Sin embargo, ese discurso positivo pronto comenzó a hacer aguas y en pocos años el radio presente en el cuerpo de las jóvenes pintoras de esferas hizo acto de presencia. Los primeros problemas se materializaron en sus bocas: los dientes se les desprendían, las heridas que estos dejaban no se cicatrizaban, y, en último momento, los huesos de la mandíbula terminaban cayéndose (literalmente se desprendía en algunos casos).
En otras jóvenes, la enfermedad se materializaba en los huesos, principalmente en caderas que terminaban bloqueadas y en piernas que repentinamente se acortaban. Todo eso en un primer momento, porque la mayor parte de las veces la enfermedad nunca paraba hasta terminar con la vida de quienes la padecían.
Esto sucedía en una sociedad donde todavía imperaba la idea de que el radio era milagroso, y nadie podía concebir que ese elemento químico fuera el causante de los males de estas jóvenes. Mientras algunas pintoras de esferas morían en sus casas de Orange, a escasos metros otras tantas seguían chupando el pincel, envenenándose poco a poco.
Ningún médico sabía lo que les ocurría, y las diagnosticaban erróneamente: sífilis, infección bacteriana, envenenamiento por fósforo...por lo que ninguno de los tratamientos surtía efecto.
El problema continuó hasta la llegada a Nueva Jersey de Harrison Martland, un patólogo que tardó poco tiempo en percibir que lo único que unía todos los casos de estas jóvenes era su trabajo en la planta de United States Radium Corporation, lo que le llevó a deducir que probablemente se debía a un caso de envenenamiento por radio.
Tras realizar las pruebas pertinentes (difíciles en una época en la que no existían las herramientas necesarias) terminó confirmando su teoría e informando a las jóvenes que todavía seguían vivas y que se atrevían a enfrentarse a la compañía. Era una noticia agridulce, pues el diagnóstico era terrible pero, al menos, conocían por fin qué era lo que les estaba sucediendo y podían tomar cartas en el asunto: iban a demandar a la empresa causante de todo.
La enfermedad que devastaba a las trabajadoras de Nueva Jersey se desarrolló con la misma velocidad e intensidad en las chicas de Ottawa, Illinois, que habían comenzado en los felices años 20 a trabajar con radio. ¿Lo peor de este caso?
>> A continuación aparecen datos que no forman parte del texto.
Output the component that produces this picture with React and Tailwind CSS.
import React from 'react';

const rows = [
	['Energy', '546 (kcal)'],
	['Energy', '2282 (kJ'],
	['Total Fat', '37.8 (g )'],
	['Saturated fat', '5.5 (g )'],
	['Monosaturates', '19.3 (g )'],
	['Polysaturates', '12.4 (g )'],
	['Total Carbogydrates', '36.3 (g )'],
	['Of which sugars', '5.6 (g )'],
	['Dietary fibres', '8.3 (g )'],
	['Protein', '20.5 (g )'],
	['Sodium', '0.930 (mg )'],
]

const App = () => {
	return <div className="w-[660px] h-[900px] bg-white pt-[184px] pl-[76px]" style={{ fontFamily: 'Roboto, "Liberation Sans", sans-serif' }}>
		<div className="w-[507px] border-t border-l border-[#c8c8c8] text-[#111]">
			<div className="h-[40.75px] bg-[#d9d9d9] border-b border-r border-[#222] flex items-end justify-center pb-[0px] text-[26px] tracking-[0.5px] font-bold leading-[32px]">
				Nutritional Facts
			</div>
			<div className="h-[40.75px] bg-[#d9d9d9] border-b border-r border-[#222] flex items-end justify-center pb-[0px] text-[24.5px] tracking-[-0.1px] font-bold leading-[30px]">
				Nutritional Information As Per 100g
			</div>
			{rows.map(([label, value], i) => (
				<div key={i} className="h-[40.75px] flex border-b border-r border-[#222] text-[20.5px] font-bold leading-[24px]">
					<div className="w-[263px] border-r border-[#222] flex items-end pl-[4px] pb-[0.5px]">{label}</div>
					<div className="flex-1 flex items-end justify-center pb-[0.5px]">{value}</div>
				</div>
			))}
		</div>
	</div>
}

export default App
La empresa Radium Dial había conocido lo sucedido en Orange, cómo la pintura luminosa había envenenado poco a poco a las trabajadoras y, en vez de tratar de evitar que esto volviera a suceder en su compañía, lo había ocultado, negando hechos ya probados.
Lucha por la justicia
La lucha de las chicas del radio, al igual que el desarrollo de las enfermedades, se desarrolló en dos escenarios: primero en Nueva Jersey y Nueva York, y posteriormente en Chicago. En ambos casos, los abogados que se aventuraron a defenderlas se encontraron con multitud de obstáculos. Al ser un problema tan reciente las leyes de ese momento no recogían los supuestos necesarios para considerar el envenenamiento por radio como una enfermedad laboral y, como consecuencia, no podían establecer una indemnización a favor de las jóvenes.
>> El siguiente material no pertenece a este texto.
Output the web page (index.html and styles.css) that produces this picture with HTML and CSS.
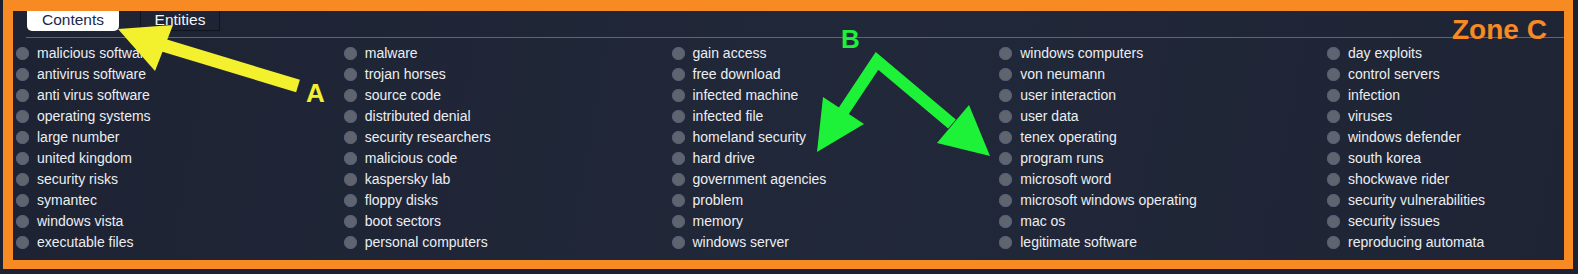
FILE: index.html
```html
<!DOCTYPE html>
<html>
<head>
<meta charset="utf-8">
<link rel="stylesheet" href="styles.css">
</head>
<body>
<div class="frame">
  <div class="panel">
    <div class="tabs">
      <div class="tab active">Contents</div>
      <div class="tab">Entities</div>
    </div>
    <div class="rule"></div>
    <ul class="list">
      <li><span class="dot"></span>malicious software</li>
      <li><span class="dot"></span>antivirus software</li>
      <li><span class="dot"></span>anti virus software</li>
      <li><span class="dot"></span>operating systems</li>
      <li><span class="dot"></span>large number</li>
      <li><span class="dot"></span>united kingdom</li>
      <li><span class="dot"></span>security risks</li>
      <li><span class="dot"></span>symantec</li>
      <li><span class="dot"></span>windows vista</li>
      <li><span class="dot"></span>executable files</li>
      <li><span class="dot"></span>malware</li>
      <li><span class="dot"></span>trojan horses</li>
      <li><span class="dot"></span>source code</li>
      <li><span class="dot"></span>distributed denial</li>
      <li><span class="dot"></span>security researchers</li>
      <li><span class="dot"></span>malicious code</li>
      <li><span class="dot"></span>kaspersky lab</li>
      <li><span class="dot"></span>floppy disks</li>
      <li><span class="dot"></span>boot sectors</li>
      <li><span class="dot"></span>personal computers</li>
      <li><span class="dot"></span>gain access</li>
      <li><span class="dot"></span>free download</li>
      <li><span class="dot"></span>infected machine</li>
      <li><span class="dot"></span>infected file</li>
      <li><span class="dot"></span>homeland security</li>
      <li><span class="dot"></span>hard drive</li>
      <li><span class="dot"></span>government agencies</li>
      <li><span class="dot"></span>problem</li>
      <li><span class="dot"></span>memory</li>
      <li><span class="dot"></span>windows server</li>
      <li><span class="dot"></span>windows computers</li>
      <li><span class="dot"></span>von neumann</li>
      <li><span class="dot"></span>user interaction</li>
      <li><span class="dot"></span>user data</li>
      <li><span class="dot"></span>tenex operating</li>
      <li><span class="dot"></span>program runs</li>
      <li><span class="dot"></span>microsoft word</li>
      <li><span class="dot"></span>microsoft windows operating</li>
      <li><span class="dot"></span>mac os</li>
      <li><span class="dot"></span>legitimate software</li>
      <li><span class="dot"></span>day exploits</li>
      <li><span class="dot"></span>control servers</li>
      <li><span class="dot"></span>infection</li>
      <li><span class="dot"></span>viruses</li>
      <li><span class="dot"></span>windows defender</li>
      <li><span class="dot"></span>south korea</li>
      <li><span class="dot"></span>shockwave rider</li>
      <li><span class="dot"></span>security vulnerabilities</li>
      <li><span class="dot"></span>security issues</li>
      <li><span class="dot"></span>reproducing automata</li>
    </ul>
  </div>
</div>

<svg class="annot" width="1578" height="274" viewBox="0 0 1578 274">
  <g fill="#f3f12e">
    <line x1="298" y1="86" x2="156" y2="43" stroke="#f3f12e" stroke-width="13"/>
    <polygon points="118,29 173,25 155,71"/>
  </g>
  <g fill="#1df239" stroke="#1df239">
    <polyline points="843,112 877,61 952,124" fill="none" stroke-width="12" stroke-linejoin="miter"/>
    <polygon points="817,152 823,97 864,124" stroke="none"/>
    <polygon points="990,156 969,105 937,143" stroke="none"/>
  </g>
</svg>
<span class="label label-a">A</span>
<span class="label label-b">B</span>
<span class="label label-c">Zone C</span>
</body>
</html>
```

FILE: styles.css
```css
html, body {
  margin: 0;
  padding: 0;
}

body {
  width: 1578px;
  height: 274px;
  background: #1d2232;
  position: relative;
  overflow: hidden;
  font-family: "Liberation Sans", Arial, sans-serif;
}

.frame {
  margin-left: 3px;
  width: 1551px;
  height: 249px;
  border-style: solid;
  border-color: #f78a22;
  border-width: 11px 9px 9px 10px;
  background: linear-gradient(100deg, #1d2333 0%, #212839 55%, #1e2434 100%);
}

.panel {
  display: flex;
  flex-direction: column;
}

.tabs {
  display: flex;
  gap: 21px;
  padding-left: 14px;
  height: 20px;
}

.tab {
  height: 20px;
  box-sizing: border-box;
  display: flex;
  align-items: center;
  justify-content: center;
  font-size: 15.5px;
  line-height: 1;
  padding-bottom: 2px;
  color: #f4f4f6;
  width: 80px;
  border: 1px solid #10141d;
  border-top: none;
}

.tab.active {
  width: 92px;
  background: #ffffff;
  color: #1c2848;
  border: none;
  border-radius: 0 0 5px 5px;
}

.rule {
  margin: 6px 0 0 13px;
  height: 1px;
  background: #5e6576;
}

.list {
  list-style: none;
  margin: 0;
  padding: 4px 0 0 3px;
  display: grid;
  grid-auto-flow: column;
  grid-template-rows: repeat(10, 21px);
  grid-template-columns: repeat(4, 327.75px) 1fr;
}

.list li {
  display: flex;
  align-items: center;
  font-size: 14px;
  color: #eceef2;
  white-space: nowrap;
}

.dot {
  width: 13px;
  height: 13px;
  border-radius: 50%;
  background: #60646f;
  box-shadow: inset 0 0 0 1px #53607a;
  margin-right: 8px;
  margin-top: 1px;
  flex: none;
}

.annot {
  position: absolute;
  left: 0;
  top: 0;
  pointer-events: none;
}

.label {
  position: absolute;
  font-weight: bold;
  line-height: 1;
}

.label-a {
  left: 306px;
  top: 80px;
  font-size: 26px;
  color: #f3f12e;
}

.label-b {
  left: 841px;
  top: 26px;
  font-size: 26px;
  color: #1df239;
}

.label-c {
  left: 1452px;
  top: 16px;
  font-size: 28px;
  color: #f78a22;
}
```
Con un trabajo minucioso y el apoyo de la prensa, el abogado Raymond Berry en la costa este y el letrado Leonard Grossman en el oeste consiguieron demostrar que el trabajo con el radio había sido el causante de la enfermedad de las jóvenes, y que las empresas habían actuado de manera negligente para ocultar lo que les estaba ocurriendo a las pintoras de esfera.
Como consecuencia, tanto United States Radium Corporation como Radium Dial fueron condenadas por envenenamiento por radio y se vieron obligados a pagar una indemnización a las jóvenes (a las que todavía seguían con vida) para poder sufragar los tratamiento médicos a los que tendrían que someterse de por vida.
El caso de las chicas del radio marcó un precedente en la lucha de los trabajadores por sus derechos, sobre todo en lo que a seguridad laboral se refiere, y sirvió para cambiar la percepción de la sociedad estadounidense, que hasta ese momento solo había observado las propiedades milagrosas del radio.